§ **Data to process**
** Begin **
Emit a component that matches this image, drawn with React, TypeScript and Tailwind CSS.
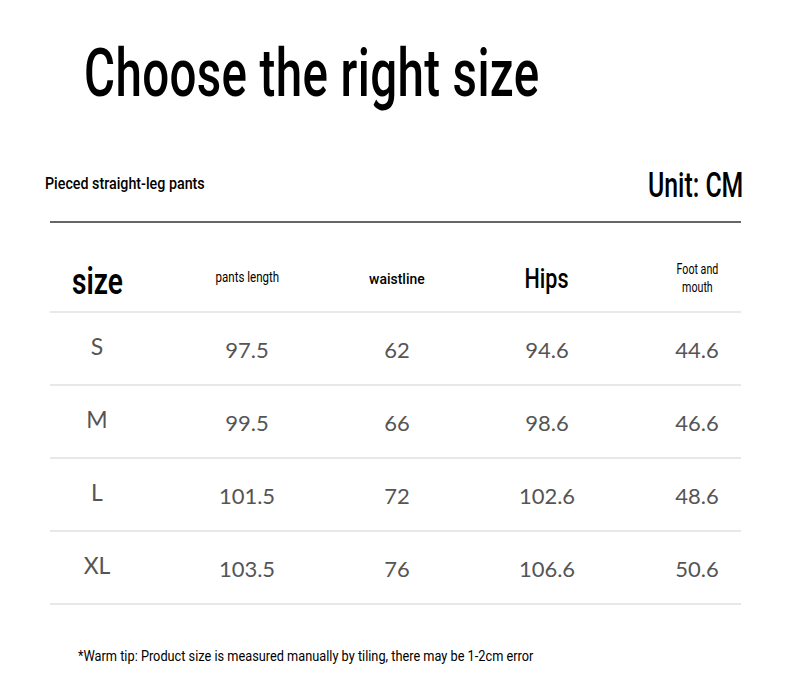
** End **
** Begin **
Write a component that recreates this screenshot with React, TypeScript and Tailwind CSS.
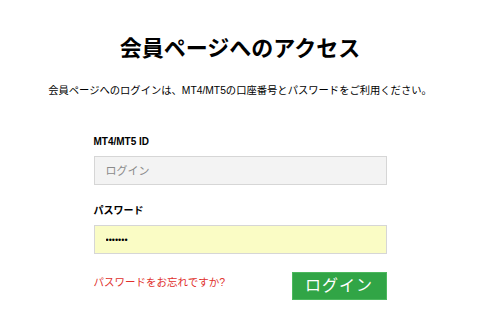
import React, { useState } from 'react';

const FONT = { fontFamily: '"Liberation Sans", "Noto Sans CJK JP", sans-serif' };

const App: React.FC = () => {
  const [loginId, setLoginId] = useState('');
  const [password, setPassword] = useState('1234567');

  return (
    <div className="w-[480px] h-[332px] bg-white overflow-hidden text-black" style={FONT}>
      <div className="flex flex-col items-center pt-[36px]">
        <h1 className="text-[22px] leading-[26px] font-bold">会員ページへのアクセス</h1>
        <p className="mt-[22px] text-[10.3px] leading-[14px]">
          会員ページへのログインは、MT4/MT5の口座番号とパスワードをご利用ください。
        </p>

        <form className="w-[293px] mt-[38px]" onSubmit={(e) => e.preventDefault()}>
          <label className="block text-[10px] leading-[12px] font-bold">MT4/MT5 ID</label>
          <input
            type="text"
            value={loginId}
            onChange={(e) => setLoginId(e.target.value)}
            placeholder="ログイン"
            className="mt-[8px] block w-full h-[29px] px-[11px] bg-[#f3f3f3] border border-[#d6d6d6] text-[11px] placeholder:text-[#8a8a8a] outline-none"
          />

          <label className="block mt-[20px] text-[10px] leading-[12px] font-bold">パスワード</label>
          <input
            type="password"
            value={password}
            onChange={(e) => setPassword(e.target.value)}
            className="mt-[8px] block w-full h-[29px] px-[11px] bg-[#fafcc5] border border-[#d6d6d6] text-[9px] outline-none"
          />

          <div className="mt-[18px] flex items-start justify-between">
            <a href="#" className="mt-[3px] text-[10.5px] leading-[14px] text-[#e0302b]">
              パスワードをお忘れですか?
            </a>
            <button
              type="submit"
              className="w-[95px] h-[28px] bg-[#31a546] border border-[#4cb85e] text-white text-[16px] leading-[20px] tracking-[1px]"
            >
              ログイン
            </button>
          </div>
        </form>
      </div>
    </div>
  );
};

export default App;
** End **
§ **Exercise requirements**
Scan the material above. Copy each line where "that" occurs.

§ **Task output**
Emit a component that matches this image, drawn with React, TypeScript and Tailwind CSS.
Write a component that recreates this screenshot with React, TypeScript and Tailwind CSS.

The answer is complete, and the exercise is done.